▸ **The problem**
Filter the listing below, copying every line in which the word "styles" appears.

▸ **Data block**
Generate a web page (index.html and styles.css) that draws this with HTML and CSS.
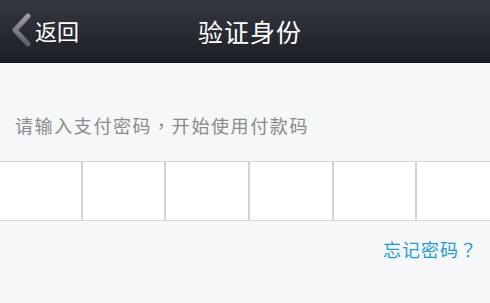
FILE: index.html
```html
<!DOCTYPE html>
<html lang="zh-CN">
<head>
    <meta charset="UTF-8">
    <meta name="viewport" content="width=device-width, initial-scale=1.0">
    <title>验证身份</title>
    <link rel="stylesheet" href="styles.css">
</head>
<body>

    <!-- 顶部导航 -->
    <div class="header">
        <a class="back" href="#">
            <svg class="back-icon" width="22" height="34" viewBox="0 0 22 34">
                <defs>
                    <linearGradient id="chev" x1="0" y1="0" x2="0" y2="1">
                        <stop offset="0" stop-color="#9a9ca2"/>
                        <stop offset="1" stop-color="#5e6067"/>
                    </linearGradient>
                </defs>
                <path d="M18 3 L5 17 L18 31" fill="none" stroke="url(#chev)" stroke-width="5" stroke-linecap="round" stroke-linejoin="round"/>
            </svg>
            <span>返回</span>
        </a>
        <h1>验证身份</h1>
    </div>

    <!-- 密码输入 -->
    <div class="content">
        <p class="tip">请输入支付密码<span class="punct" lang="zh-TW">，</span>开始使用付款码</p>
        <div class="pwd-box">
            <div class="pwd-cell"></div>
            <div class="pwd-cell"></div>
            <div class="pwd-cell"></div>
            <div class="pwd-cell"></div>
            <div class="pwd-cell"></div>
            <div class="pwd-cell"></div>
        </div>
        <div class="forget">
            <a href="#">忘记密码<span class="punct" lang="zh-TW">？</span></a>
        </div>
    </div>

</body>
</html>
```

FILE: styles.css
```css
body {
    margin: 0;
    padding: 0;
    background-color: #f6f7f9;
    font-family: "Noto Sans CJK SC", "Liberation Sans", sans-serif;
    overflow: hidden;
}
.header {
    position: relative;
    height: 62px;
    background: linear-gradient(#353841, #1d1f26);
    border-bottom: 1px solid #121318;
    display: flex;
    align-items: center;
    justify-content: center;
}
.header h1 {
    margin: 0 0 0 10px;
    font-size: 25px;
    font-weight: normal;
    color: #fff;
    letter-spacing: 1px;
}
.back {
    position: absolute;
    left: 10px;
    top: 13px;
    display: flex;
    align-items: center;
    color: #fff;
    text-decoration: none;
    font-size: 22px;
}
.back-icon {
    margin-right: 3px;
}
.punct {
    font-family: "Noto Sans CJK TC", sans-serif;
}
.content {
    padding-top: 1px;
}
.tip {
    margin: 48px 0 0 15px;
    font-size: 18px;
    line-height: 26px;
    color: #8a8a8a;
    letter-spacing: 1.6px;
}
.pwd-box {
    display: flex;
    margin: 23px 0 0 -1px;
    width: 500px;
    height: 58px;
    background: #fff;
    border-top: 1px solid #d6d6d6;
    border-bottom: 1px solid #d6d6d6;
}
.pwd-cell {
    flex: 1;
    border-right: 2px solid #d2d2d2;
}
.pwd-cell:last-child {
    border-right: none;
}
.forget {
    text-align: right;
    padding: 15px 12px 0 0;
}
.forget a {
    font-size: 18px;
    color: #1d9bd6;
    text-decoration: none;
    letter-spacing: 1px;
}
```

▸ **Full response**
Generate a web page (index.html and styles.css) that draws this with HTML and CSS.
    <link rel="stylesheet" href="styles.css">
FILE: styles.css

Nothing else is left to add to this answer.